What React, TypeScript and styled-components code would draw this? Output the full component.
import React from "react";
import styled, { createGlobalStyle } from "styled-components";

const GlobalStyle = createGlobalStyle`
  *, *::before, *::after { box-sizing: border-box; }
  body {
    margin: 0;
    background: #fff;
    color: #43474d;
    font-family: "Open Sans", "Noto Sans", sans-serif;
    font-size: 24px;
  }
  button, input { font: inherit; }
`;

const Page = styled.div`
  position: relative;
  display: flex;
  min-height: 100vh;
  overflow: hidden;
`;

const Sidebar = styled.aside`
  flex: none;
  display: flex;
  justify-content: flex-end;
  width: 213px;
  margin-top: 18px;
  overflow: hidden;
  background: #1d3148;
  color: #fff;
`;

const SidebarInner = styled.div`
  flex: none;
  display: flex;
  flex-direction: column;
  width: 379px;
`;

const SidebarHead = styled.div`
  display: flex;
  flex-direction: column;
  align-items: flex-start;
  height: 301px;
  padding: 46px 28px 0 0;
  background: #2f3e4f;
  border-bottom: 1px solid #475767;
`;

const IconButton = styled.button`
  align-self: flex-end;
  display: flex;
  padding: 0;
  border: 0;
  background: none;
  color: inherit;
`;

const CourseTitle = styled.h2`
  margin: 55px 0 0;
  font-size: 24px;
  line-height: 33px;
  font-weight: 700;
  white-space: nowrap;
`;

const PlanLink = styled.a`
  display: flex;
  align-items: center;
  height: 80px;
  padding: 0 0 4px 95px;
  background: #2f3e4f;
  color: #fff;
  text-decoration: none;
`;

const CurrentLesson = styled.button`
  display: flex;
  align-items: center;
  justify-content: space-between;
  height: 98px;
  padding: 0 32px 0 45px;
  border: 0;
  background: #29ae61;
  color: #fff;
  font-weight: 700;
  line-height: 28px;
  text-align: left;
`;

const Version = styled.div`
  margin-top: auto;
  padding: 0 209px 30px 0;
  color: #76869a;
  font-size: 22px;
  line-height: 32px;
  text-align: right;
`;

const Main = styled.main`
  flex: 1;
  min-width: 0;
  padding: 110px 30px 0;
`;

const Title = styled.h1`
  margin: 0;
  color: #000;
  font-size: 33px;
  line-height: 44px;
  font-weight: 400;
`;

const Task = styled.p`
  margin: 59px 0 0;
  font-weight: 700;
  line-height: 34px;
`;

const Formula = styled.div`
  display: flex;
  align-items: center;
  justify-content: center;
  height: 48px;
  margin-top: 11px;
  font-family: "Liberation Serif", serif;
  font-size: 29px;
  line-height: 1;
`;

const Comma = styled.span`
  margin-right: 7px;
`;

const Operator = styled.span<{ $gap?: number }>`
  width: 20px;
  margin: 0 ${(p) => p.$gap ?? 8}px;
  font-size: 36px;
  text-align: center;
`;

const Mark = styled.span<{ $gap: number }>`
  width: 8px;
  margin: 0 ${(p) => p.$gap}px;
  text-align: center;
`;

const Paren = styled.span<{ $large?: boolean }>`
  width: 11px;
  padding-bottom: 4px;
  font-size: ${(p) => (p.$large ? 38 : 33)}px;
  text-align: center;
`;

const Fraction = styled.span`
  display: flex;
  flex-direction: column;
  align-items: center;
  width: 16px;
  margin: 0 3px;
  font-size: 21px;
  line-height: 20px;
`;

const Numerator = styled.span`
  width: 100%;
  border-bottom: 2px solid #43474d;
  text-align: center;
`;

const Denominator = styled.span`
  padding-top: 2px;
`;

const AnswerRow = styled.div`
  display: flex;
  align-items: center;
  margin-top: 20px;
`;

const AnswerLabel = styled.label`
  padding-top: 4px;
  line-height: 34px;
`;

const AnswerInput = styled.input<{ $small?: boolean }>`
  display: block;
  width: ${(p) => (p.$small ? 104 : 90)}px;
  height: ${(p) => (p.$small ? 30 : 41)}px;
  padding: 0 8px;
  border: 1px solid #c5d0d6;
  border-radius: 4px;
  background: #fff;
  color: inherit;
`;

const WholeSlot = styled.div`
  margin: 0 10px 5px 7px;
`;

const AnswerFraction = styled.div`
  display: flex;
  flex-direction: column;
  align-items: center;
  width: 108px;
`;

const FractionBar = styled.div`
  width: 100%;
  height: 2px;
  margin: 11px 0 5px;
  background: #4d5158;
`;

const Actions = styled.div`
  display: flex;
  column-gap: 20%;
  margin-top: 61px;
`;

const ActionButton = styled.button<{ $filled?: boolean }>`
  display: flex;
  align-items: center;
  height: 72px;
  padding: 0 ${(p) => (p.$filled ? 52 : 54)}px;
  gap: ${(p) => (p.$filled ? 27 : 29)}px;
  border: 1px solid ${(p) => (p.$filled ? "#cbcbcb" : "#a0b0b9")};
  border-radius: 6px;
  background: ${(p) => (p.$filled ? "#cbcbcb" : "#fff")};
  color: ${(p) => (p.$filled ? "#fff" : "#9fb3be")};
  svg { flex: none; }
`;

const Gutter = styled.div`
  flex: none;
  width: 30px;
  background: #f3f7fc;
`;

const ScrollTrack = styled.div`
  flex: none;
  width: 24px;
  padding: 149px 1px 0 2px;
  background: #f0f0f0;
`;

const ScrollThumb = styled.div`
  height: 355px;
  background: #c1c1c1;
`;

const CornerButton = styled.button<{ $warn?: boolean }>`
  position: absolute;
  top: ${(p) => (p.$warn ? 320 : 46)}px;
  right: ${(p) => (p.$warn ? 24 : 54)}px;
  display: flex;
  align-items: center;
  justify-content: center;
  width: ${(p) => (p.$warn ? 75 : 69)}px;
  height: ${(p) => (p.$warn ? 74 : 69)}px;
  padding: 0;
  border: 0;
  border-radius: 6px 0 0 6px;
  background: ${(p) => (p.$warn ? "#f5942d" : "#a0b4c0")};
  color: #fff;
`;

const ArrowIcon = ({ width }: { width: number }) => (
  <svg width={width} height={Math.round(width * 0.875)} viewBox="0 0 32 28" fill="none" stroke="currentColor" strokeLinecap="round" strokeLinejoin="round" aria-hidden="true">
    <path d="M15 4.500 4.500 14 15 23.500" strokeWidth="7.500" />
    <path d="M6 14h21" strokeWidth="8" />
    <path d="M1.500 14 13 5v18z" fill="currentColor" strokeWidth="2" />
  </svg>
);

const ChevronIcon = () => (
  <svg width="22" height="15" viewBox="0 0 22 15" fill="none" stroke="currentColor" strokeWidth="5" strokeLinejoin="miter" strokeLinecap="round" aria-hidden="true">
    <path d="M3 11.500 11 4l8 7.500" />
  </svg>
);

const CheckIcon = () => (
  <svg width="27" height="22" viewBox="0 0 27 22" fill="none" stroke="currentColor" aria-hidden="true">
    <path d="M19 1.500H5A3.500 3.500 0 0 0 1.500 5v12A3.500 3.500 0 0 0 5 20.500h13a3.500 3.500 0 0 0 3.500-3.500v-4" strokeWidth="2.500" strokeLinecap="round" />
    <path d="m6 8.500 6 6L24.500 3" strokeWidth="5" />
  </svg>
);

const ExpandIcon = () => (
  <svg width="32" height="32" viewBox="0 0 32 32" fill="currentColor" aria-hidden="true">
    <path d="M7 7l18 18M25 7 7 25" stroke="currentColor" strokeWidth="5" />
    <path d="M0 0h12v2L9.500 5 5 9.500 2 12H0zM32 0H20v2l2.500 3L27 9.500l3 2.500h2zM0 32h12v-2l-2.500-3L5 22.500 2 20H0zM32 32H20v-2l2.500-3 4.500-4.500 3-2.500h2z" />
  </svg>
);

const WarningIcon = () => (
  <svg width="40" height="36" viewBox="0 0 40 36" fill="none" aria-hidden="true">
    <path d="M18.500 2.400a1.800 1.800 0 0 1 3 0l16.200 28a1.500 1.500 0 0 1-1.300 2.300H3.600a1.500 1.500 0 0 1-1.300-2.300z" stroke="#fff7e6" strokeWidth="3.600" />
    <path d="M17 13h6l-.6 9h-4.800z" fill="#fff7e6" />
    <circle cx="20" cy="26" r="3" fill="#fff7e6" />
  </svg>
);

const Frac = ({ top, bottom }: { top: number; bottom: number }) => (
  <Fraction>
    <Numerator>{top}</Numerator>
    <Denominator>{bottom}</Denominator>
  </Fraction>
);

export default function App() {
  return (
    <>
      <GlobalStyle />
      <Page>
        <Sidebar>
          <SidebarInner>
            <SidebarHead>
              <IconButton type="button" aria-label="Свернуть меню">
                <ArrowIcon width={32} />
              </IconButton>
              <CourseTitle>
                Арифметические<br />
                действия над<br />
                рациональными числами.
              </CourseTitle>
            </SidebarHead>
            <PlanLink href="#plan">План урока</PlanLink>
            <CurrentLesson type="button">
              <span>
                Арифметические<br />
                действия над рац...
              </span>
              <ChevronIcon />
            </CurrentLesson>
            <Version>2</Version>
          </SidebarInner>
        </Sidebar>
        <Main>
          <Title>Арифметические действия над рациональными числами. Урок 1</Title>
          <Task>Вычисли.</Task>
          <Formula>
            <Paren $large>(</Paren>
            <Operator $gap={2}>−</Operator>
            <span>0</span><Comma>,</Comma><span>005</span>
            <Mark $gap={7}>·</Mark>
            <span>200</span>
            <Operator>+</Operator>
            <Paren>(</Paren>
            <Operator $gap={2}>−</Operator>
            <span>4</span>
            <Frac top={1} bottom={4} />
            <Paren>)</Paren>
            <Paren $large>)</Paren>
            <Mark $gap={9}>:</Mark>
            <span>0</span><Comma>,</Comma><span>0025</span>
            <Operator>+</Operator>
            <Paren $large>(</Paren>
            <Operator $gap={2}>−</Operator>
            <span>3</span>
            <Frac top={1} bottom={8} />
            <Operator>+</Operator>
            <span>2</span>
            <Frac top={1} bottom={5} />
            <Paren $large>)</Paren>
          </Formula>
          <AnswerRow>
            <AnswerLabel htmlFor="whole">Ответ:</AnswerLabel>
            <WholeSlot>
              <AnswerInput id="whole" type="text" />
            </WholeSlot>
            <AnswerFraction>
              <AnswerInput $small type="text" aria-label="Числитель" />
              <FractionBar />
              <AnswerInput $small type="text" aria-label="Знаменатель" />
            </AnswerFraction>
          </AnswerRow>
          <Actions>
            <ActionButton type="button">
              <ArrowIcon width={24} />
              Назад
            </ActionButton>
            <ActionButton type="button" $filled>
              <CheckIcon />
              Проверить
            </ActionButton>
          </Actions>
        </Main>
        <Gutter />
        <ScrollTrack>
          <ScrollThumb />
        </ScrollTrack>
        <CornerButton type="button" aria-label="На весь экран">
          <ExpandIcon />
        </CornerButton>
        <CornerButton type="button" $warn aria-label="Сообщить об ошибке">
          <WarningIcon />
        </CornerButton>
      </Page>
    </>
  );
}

· · · ·

Pick out and copy every line that contains the word "React".

What React, TypeScript and styled-components code would draw this? Output the full component.
import React from "react";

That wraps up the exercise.